### EXERCISE AIM
Please set down all the lines beneath this one exactly, without the pictures.
-- START OF COLLECTED DATA --
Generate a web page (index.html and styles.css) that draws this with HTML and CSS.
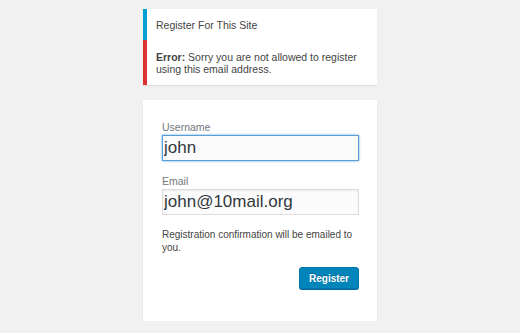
FILE: index.html
```html
<!DOCTYPE html>
<html lang="en">
<head>
  <meta charset="UTF-8" />
  <title>Registration Form</title>
  <link rel="stylesheet" href="styles.css">
</head>
<body>
  <div class="login">
    <div class="notices">
      <div class="notice message">Register For This Site</div>
      <div class="notice error"><strong>Error:</strong> Sorry you are not allowed to register using this email address.</div>
    </div>
    <form class="register-form">
      <label for="user_login">Username</label>
      <input type="text" id="user_login" class="focused" value="john" />
      <label for="user_email">Email</label>
      <input type="text" id="user_email" value="john@10mail.org" />
      <p class="reg-note">Registration confirmation will be emailed to you.</p>
      <div class="submit-row">
        <button type="button">Register</button>
      </div>
    </form>
  </div>
</body>
</html>
```

FILE: styles.css
```css
  body {
    font-family: "Liberation Sans", Arial, sans-serif;
    background: #f1f1f1;
    margin: 0;
    color: #444;
  }
  .login {
    width: 234px;
    margin: 0 auto;
    padding-top: 9px;
  }
  .notices {
    background: #fff;
    box-shadow: 0 1px 1px rgba(0,0,0,0.08);
    margin-bottom: 15px;
  }
  .notice {
    border-left: 4px solid #00a0d2;
    padding: 0 10px 0 9px;
    font-size: 10.5px;
    line-height: 12px;
  }
  .message {
    padding-top: 10px;
    padding-bottom: 9px;
  }
  .error {
    border-left-color: #dc3232;
    padding-top: 11px;
    padding-bottom: 10px;
  }
  .error strong { font-weight: bold; }
  .register-form {
    background: #fff;
    box-shadow: 0 1px 2px rgba(0,0,0,0.1);
    padding: 20px 18px 32px 19px;
  }
  label {
    display: block;
    font-size: 10.5px;
    line-height: 14px;
    color: #72777c;
    margin-bottom: 1px;
  }
  input {
    display: block;
    width: 100%;
    box-sizing: border-box;
    height: 26px;
    margin: 0 0 13px;
    padding: 0 1px;
    font-family: "Liberation Sans", Arial, sans-serif;
    font-size: 17px;
    color: #32373c;
    background: #fbfbfb;
    border: 1px solid #ddd;
    box-shadow: inset 0 1px 2px rgba(0,0,0,0.07);
    outline: none;
  }
  input.focused {
    border-color: #5b9dd9;
    box-shadow: 0 0 2px rgba(30,140,190,0.8);
  }
  .reg-note {
    margin: 0 0 13px;
    font-size: 10px;
    line-height: 13px;
  }
  .submit-row {
    display: flex;
    justify-content: flex-end;
  }
  button {
    height: 22px;
    padding: 0 9px;
    font-family: "Liberation Sans", Arial, sans-serif;
    font-size: 10px;
    font-weight: bold;
    color: #fff;
    background: #0085ba;
    border: 1px solid #0073aa;
    border-radius: 3px;
    box-shadow: 0 1px 0 #006799;
    text-shadow: 0 -1px 1px #006799;
    cursor: pointer;
  }
```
-- END OF COLLECTED DATA --
### FINISHED EXERCISE
Generate a web page (index.html and styles.css) that draws this with HTML and CSS.
FILE: index.html
```html
<!DOCTYPE html>
<html lang="en">
<head>
  <meta charset="UTF-8" />
  <title>Registration Form</title>
  <link rel="stylesheet" href="styles.css">
</head>
<body>
  <div class="login">
    <div class="notices">
      <div class="notice message">Register For This Site</div>
      <div class="notice error"><strong>Error:</strong> Sorry you are not allowed to register using this email address.</div>
    </div>
    <form class="register-form">
      <label for="user_login">Username</label>
      <input type="text" id="user_login" class="focused" value="john" />
      <label for="user_email">Email</label>
      <input type="text" id="user_email" value="john@10mail.org" />
      <p class="reg-note">Registration confirmation will be emailed to you.</p>
      <div class="submit-row">
        <button type="button">Register</button>
      </div>
    </form>
  </div>
</body>
</html>
```

FILE: styles.css
```css
  body {
    font-family: "Liberation Sans", Arial, sans-serif;
    background: #f1f1f1;
    margin: 0;
    color: #444;
  }
  .login {
    width: 234px;
    margin: 0 auto;
    padding-top: 9px;
  }
  .notices {
    background: #fff;
    box-shadow: 0 1px 1px rgba(0,0,0,0.08);
    margin-bottom: 15px;
  }
  .notice {
    border-left: 4px solid #00a0d2;
    padding: 0 10px 0 9px;
    font-size: 10.5px;
    line-height: 12px;
  }
  .message {
    padding-top: 10px;
    padding-bottom: 9px;
  }
  .error {
    border-left-color: #dc3232;
    padding-top: 11px;
    padding-bottom: 10px;
  }
  .error strong { font-weight: bold; }
  .register-form {
    background: #fff;
    box-shadow: 0 1px 2px rgba(0,0,0,0.1);
    padding: 20px 18px 32px 19px;
  }
  label {
    display: block;
    font-size: 10.5px;
    line-height: 14px;
    color: #72777c;
    margin-bottom: 1px;
  }
  input {
    display: block;
    width: 100%;
    box-sizing: border-box;
    height: 26px;
    margin: 0 0 13px;
    padding: 0 1px;
    font-family: "Liberation Sans", Arial, sans-serif;
    font-size: 17px;
    color: #32373c;
    background: #fbfbfb;
    border: 1px solid #ddd;
    box-shadow: inset 0 1px 2px rgba(0,0,0,0.07);
    outline: none;
  }
  input.focused {
    border-color: #5b9dd9;
    box-shadow: 0 0 2px rgba(30,140,190,0.8);
  }
  .reg-note {
    margin: 0 0 13px;
    font-size: 10px;
    line-height: 13px;
  }
  .submit-row {
    display: flex;
    justify-content: flex-end;
  }
  button {
    height: 22px;
    padding: 0 9px;
    font-family: "Liberation Sans", Arial, sans-serif;
    font-size: 10px;
    font-weight: bold;
    color: #fff;
    background: #0085ba;
    border: 1px solid #0073aa;
    border-radius: 3px;
    box-shadow: 0 1px 0 #006799;
    text-shadow: 0 -1px 1px #006799;
    cursor: pointer;
  }
```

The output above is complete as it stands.